● PROVIDED MATERIAL:

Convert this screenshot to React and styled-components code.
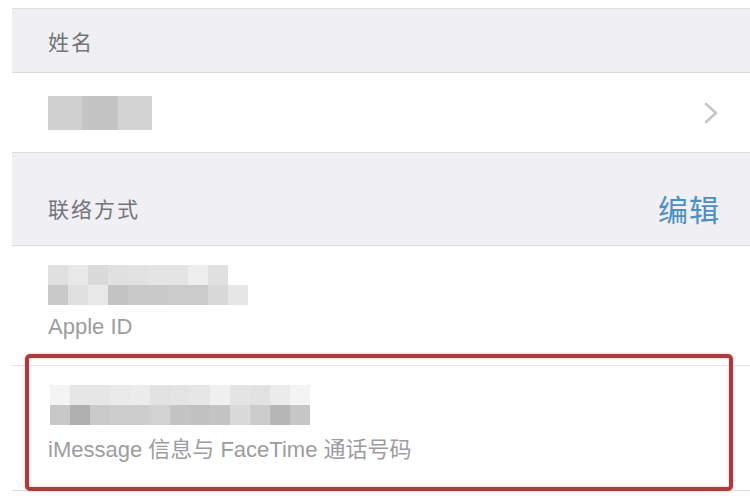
import styled, { createGlobalStyle } from 'styled-components'

const GlobalStyle = createGlobalStyle`
  html, body {
    margin: 0;
    padding: 0;
    background: #ffffff;
    font-family: "Liberation Sans", "Noto Sans CJK SC", sans-serif;
  }
`

const Page = styled.div`
  position: relative;
  width: 750px;
  height: 500px;
  overflow: hidden;
  background: #ffffff;
  padding-top: 8px;
  box-sizing: border-box;
`

const List = styled.div`
  margin-left: 12px;
  display: flex;
  flex-direction: column;
  border-top: 1px solid #dedee2;
`

const SectionHeader = styled.div`
  height: ${({ $height }) => $height}px;
  background: #f0f0f4;
  border-bottom: 1px solid #dcdce0;
  display: flex;
  align-items: center;
  justify-content: space-between;
  padding: ${({ $padTop }) => $padTop || 0}px 30px 0 36px;
  box-sizing: border-box;
`

const HeaderTitle = styled.span`
  font-family: "Noto Sans CJK SC", sans-serif;
  font-size: 21px;
  color: #737378;
  letter-spacing: 2px;
`

const EditLink = styled.span`
  font-family: "Noto Sans CJK SC", sans-serif;
  font-size: 30px;
  color: #4a8fc6;
  letter-spacing: 1px;
`

const NameRow = styled.div`
  height: 80px;
  background: #ffffff;
  border-bottom: 1px solid #dcdce0;
  display: flex;
  align-items: center;
  justify-content: space-between;
  padding: 0 32px 0 36px;
  box-sizing: border-box;
`

const ContactRow = styled.div`
  height: ${({ $height }) => $height}px;
  background: #ffffff;
  border-bottom: 1px solid ${({ $line }) => $line || '#e4e4e8'};
  display: flex;
  flex-direction: column;
  padding: 19px 0 0 36px;
  box-sizing: border-box;
`

const Mosaic = styled.div`
  display: flex;
  flex-direction: column;
  filter: blur(0.7px);
`

const MosaicRow = styled.div`
  display: flex;
  margin-left: ${({ $offset }) => $offset || 0}px;
  filter: ${({ $soft }) => ($soft ? 'blur(0.7px)' : 'none')};
`

const Tile = styled.div`
  width: ${({ $w }) => $w}px;
  height: ${({ $h }) => $h}px;
  background: ${({ $color }) => $color};
`

const SubLabel = styled.span`
  margin-top: ${({ $gap }) => $gap}px;
  font-family: "Liberation Sans", "Noto Sans CJK SC", sans-serif;
  font-size: 22px;
  line-height: 24px;
  color: #9c9ca0;
`

const BottomBand = styled.div`
  flex: 1;
  height: 20px;
  background: #f0f0f4;
`

const Highlight = styled.div`
  position: absolute;
  left: 25px;
  top: 354px;
  width: 708px;
  height: 137px;
  box-sizing: border-box;
  border: 4px solid #a83b3b;
  border-radius: 5px;
  box-shadow: 0 0 3px rgba(240, 120, 120, 0.6), inset 0 0 3px rgba(240, 120, 120, 0.5);
  pointer-events: none;
`

const nameTiles = [
  { w: 34, c: '#d0d0d0' },
  { w: 36, c: '#c4c4c4' },
  { w: 34, c: '#d3d3d3' },
]

const appleTop = ['#e0e0e0', '#e8e8e8', '#dadada', '#e0e0e0', '#e2e2e2', '#e4e4e4', '#e4e4e4', '#eeeeee', '#e0e0e0']
const appleBottom = ['#c9c9c9', '#e0e0e0', '#e8e8e8', '#c4c4c4', '#c9c9c9', '#c9c9c9', '#cbcbcb', '#cbcbcb', '#d8d8d8', '#e6e6e6']

const msgTop = ['#f4f4f4', '#e6e6e6', '#e6e6e6', '#eaeaea', '#ececec', '#e2e2e2', '#e4e4e4', '#e6e6e6', '#f0f0f0', '#e4e4e4', '#e2e2e2', '#ebebeb', '#f4f4f4']
const msgBottom = ['#c8c8c8', '#b0b0b0', '#cacaca', '#cdcdcd', '#cdcdcd', '#d2d2d2', '#c4c4c4', '#c0c0c0', '#c4c4c4', '#dadada', '#cccccc', '#b6b6b6', '#c6c6c6']

function Chevron() {
  return (
    <svg width="14" height="22" viewBox="0 0 14 22">
      <path d="M2 2 L12 11 L2 20" fill="none" stroke="#c5c5ca" strokeWidth="2.6" strokeLinecap="round" strokeLinejoin="round" />
    </svg>
  )
}

function TileRow({ colors, w, h, offset }) {
  return (
    <MosaicRow $offset={offset}>
      {colors.map((c, i) => (
        <Tile key={i} $w={w} $h={h} $color={c} />
      ))}
    </MosaicRow>
  )
}

export default function App() {
  return (
    <Page>
      <GlobalStyle />
      <List>
        <SectionHeader $height={64}>
          <HeaderTitle>姓名</HeaderTitle>
        </SectionHeader>

        <NameRow>
          <MosaicRow $soft>
            {nameTiles.map((t, i) => (
              <Tile key={i} $w={t.w} $h={34} $color={t.c} />
            ))}
          </MosaicRow>
          <Chevron />
        </NameRow>

        <SectionHeader $height={93} $padTop={18}>
          <HeaderTitle>联络方式</HeaderTitle>
          <EditLink>编辑</EditLink>
        </SectionHeader>

        <ContactRow $height={120}>
          <Mosaic>
            <TileRow colors={appleTop} w={20} h={20} />
            <TileRow colors={appleBottom} w={20} h={20} />
          </Mosaic>
          <SubLabel $gap={10}>Apple ID</SubLabel>
        </ContactRow>

        <ContactRow $height={125} $line="#dcdce0">
          <Mosaic>
            <TileRow colors={msgTop} w={20} h={20} offset={2} />
            <TileRow colors={msgBottom} w={20} h={20} offset={2} />
          </Mosaic>
          <SubLabel $gap={13}>iMessage 信息与 FaceTime 通话号码</SubLabel>
        </ContactRow>

        <BottomBand />
      </List>
      <Highlight />
    </Page>
  )
}
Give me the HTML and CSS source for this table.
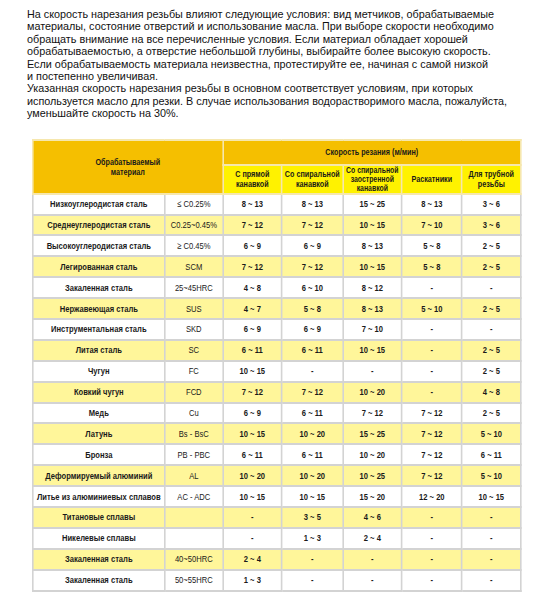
FILE: index.html
```html
<!DOCTYPE html>
<html lang="ru">
<head>
	<meta charset="UTF-8">
	<meta name="viewport" content="width=device-width, initial-scale=1.0">
	<title>Скорость нарезания резьбы</title>
	<link rel="stylesheet" href="styles.css">
</head>
<body>
	<div class="page">
		<p class="intro">
			На скорость нарезания резьбы влияют следующие условия: вид метчиков, обрабатываемые<br>
			материалы, состояние отверстий и использование масла. При выборе скорости необходимо<br>
			обращать внимание на все перечисленные условия. Если материал обладает хорошей<br>
			обрабатываемостью, а отверстие небольшой глубины, выбирайте более высокую скорость.<br>
			Если обрабатываемость материала неизвестна, протестируйте ее, начиная с самой низкой<br>
			и постепенно увеличивая.<br>
			Указанная скорость нарезания резьбы в основном соответствует условиям, при которых<br>
			используется масло для резки. В случае использования водорастворимого масла, пожалуйста,<br>
			уменьшайте скорость на 30%.
		</p>

		<!-- the table is drawn wider and squeezed, to get a narrow face -->
		<div class="table-wrap">
			<table class="speed">
				<colgroup>
					<col class="c-name">
					<col class="c-code">
					<col class="c-v1">
					<col class="c-v2">
					<col class="c-v3">
					<col class="c-v4">
					<col class="c-v5">
				</colgroup>
				<thead>
					<tr class="head-top">
						<th colspan="2" rowspan="2" class="orange">Обрабатываемый<br>материал</th>
						<th colspan="5" class="orange">Скорость резания (м/мин)</th>
					</tr>
					<tr class="head-sub">
						<th>С прямой<br>канавкой</th>
						<th>Со спиральной<br>канавкой</th>
						<th class="tight">Со спиральной<br>заостренной<br>канавкой</th>
						<th>Раскатники</th>
						<th>Для трубной<br>резьбы</th>
					</tr>
				</thead>
				<tbody>
					<tr><td class="name">Низкоуглеродистая сталь</td><td class="code">≤ C0.25%</td><td>8 ~ 13</td><td>8 ~ 13</td><td>15 ~ 25</td><td>8 ~ 13</td><td>3 ~ 6</td></tr>
					<tr class="alt"><td class="name">Среднеуглеродистая сталь</td><td class="code">C0.25~0.45%</td><td>7 ~ 12</td><td>7 ~ 12</td><td>10 ~ 15</td><td>7 ~ 10</td><td>3 ~ 6</td></tr>
					<tr><td class="name">Высокоуглеродистая сталь</td><td class="code">≥ C0.45%</td><td>6 ~ 9</td><td>6 ~ 9</td><td>8 ~ 13</td><td>5 ~ 8</td><td>2 ~ 5</td></tr>
					<tr class="alt"><td class="name">Легированная сталь</td><td class="code">SCM</td><td>7 ~ 12</td><td>7 ~ 12</td><td>10 ~ 15</td><td>5 ~ 8</td><td>2 ~ 5</td></tr>
					<tr><td class="name">Закаленная сталь</td><td class="code">25~45HRC</td><td>4 ~ 8</td><td>6 ~ 10</td><td>8 ~ 12</td><td>-</td><td>-</td></tr>
					<tr class="alt"><td class="name">Нержавеющая сталь</td><td class="code">SUS</td><td>4 ~ 7</td><td>5 ~ 8</td><td>8 ~ 13</td><td>5 ~ 10</td><td>2 ~ 5</td></tr>
					<tr><td class="name">Инструментальная сталь</td><td class="code">SKD</td><td>6 ~ 9</td><td>6 ~ 9</td><td>7 ~ 10</td><td>-</td><td>-</td></tr>
					<tr class="alt"><td class="name">Литая сталь</td><td class="code">SC</td><td>6 ~ 11</td><td>6 ~ 11</td><td>10 ~ 15</td><td>-</td><td>2 ~ 5</td></tr>
					<tr><td class="name">Чугун</td><td class="code">FC</td><td>10 ~ 15</td><td>-</td><td>-</td><td>-</td><td>2 ~ 5</td></tr>
					<tr class="alt"><td class="name">Ковкий чугун</td><td class="code">FCD</td><td>7 ~ 12</td><td>7 ~ 12</td><td>10 ~ 20</td><td>-</td><td>4 ~ 8</td></tr>
					<tr><td class="name">Медь</td><td class="code">Cu</td><td>6 ~ 9</td><td>6 ~ 11</td><td>7 ~ 12</td><td>7 ~ 12</td><td>2 ~ 5</td></tr>
					<tr class="alt"><td class="name">Латунь</td><td class="code">Bs - BsC</td><td>10 ~ 15</td><td>10 ~ 20</td><td>15 ~ 25</td><td>7 ~ 12</td><td>5 ~ 10</td></tr>
					<tr><td class="name">Бронза</td><td class="code">PB - PBC</td><td>6 ~ 11</td><td>6 ~ 11</td><td>10 ~ 20</td><td>7 ~ 12</td><td>6 ~ 11</td></tr>
					<tr class="alt"><td class="name">Деформируемый алюминий</td><td class="code">AL</td><td>10 ~ 20</td><td>10 ~ 20</td><td>10 ~ 25</td><td>7 ~ 12</td><td>5 ~ 10</td></tr>
					<tr><td class="name">Литье из алюминиевых сплавов</td><td class="code">AC - ADC</td><td>10 ~ 15</td><td>10 ~ 15</td><td>15 ~ 20</td><td>12 ~ 20</td><td>10 ~ 15</td></tr>
					<tr class="alt"><td class="name">Титановые сплавы</td><td class="code"></td><td>-</td><td>3 ~ 5</td><td>4 ~ 6</td><td>-</td><td>-</td></tr>
					<tr><td class="name">Никелевые сплавы</td><td class="code"></td><td>-</td><td>1 ~ 3</td><td>2 ~ 4</td><td>-</td><td>-</td></tr>
					<tr class="alt"><td class="name">Закаленная сталь</td><td class="code">40~50HRC</td><td>2 ~ 4</td><td>-</td><td>-</td><td>-</td><td>-</td></tr>
					<tr><td class="name">Закаленная сталь</td><td class="code">50~55HRC</td><td>1 ~ 3</td><td>-</td><td>-</td><td>-</td><td>-</td></tr>
				</tbody>
			</table>
		</div>
	</div>
</body>
</html>
```

FILE: styles.css
```css
* {
	margin: 0;
	padding: 0;
}

body {
	background-color: #fff;
	color: #111;
	font-family: "Liberation Sans", Arial, sans-serif;
}

.page {
	padding: 8px 0 0 27px;
}

.intro {
	font-size: 10.8px;
	line-height: 12.4px;
}

.table-wrap {
	margin: 19px 0 0 5px;
	width: 490px;
	overflow: hidden;
}

.speed {
	width: 610px;
	table-layout: fixed;
	border-collapse: collapse;
	transform: scaleX(0.8);
	transform-origin: 0 0;
	font-family: "Liberation Sans", Arial, sans-serif;
	font-size: 9.5px;
	text-align: center;
	color: #1a1a1a;
}

.c-name { width: 165px; }
.c-code { width: 72.5px; }
.c-v1 { width: 73.75px; }
.c-v2 { width: 76.25px; }
.c-v3 { width: 73.75px; }
.c-v4 { width: 75px; }
.c-v5 { width: 73.75px; }

.speed th {
	border-style: solid;
	border-width: 2px 2.5px;
	border-color: #f6e7ad;
	padding: 0 1px;
	font-size: 9px;
	font-weight: bold;
	line-height: 10px;
	background-color: #fff200;
}

.speed th.orange {
	background-color: #f5bf00;
}

.head-top {
	height: 25px;
}

.head-sub {
	height: 29px;
}

.speed th.tight {
	font-size: 8.6px;
	line-height: 8.8px;
}

.speed td {
	border-style: solid;
	border-width: 2px 2.5px;
	border-color: #d3d3d3;
	height: 18.9px;
	line-height: 10px;
	white-space: nowrap;
	font-weight: bold;
	background-color: #fff;
}

.speed .alt td {
	background-color: #fff69a;
}

.speed td.code {
	font-weight: normal;
}
```
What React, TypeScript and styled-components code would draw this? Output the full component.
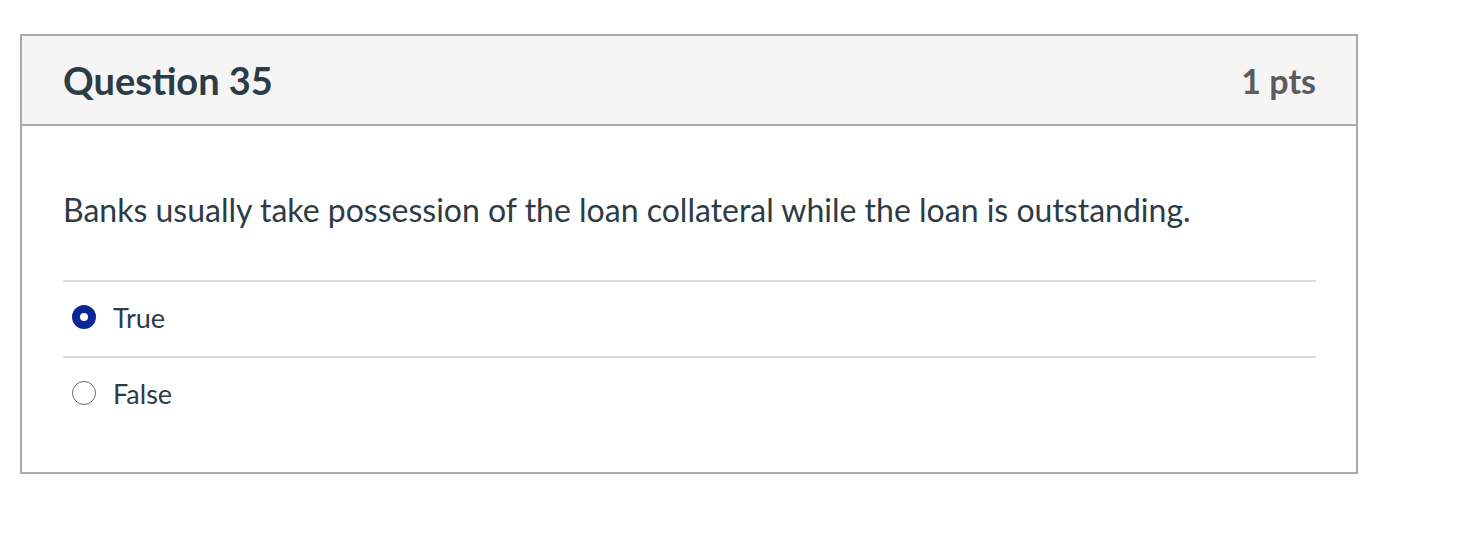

● GOAL: Using the material above, report each line where "components" occurs.

● EXPECTED OUTPUT:
Convert this screenshot to React and styled-components code.
import styled, { createGlobalStyle } from 'styled-components'
What React, TypeScript and styled-components code would draw this? Output the full component.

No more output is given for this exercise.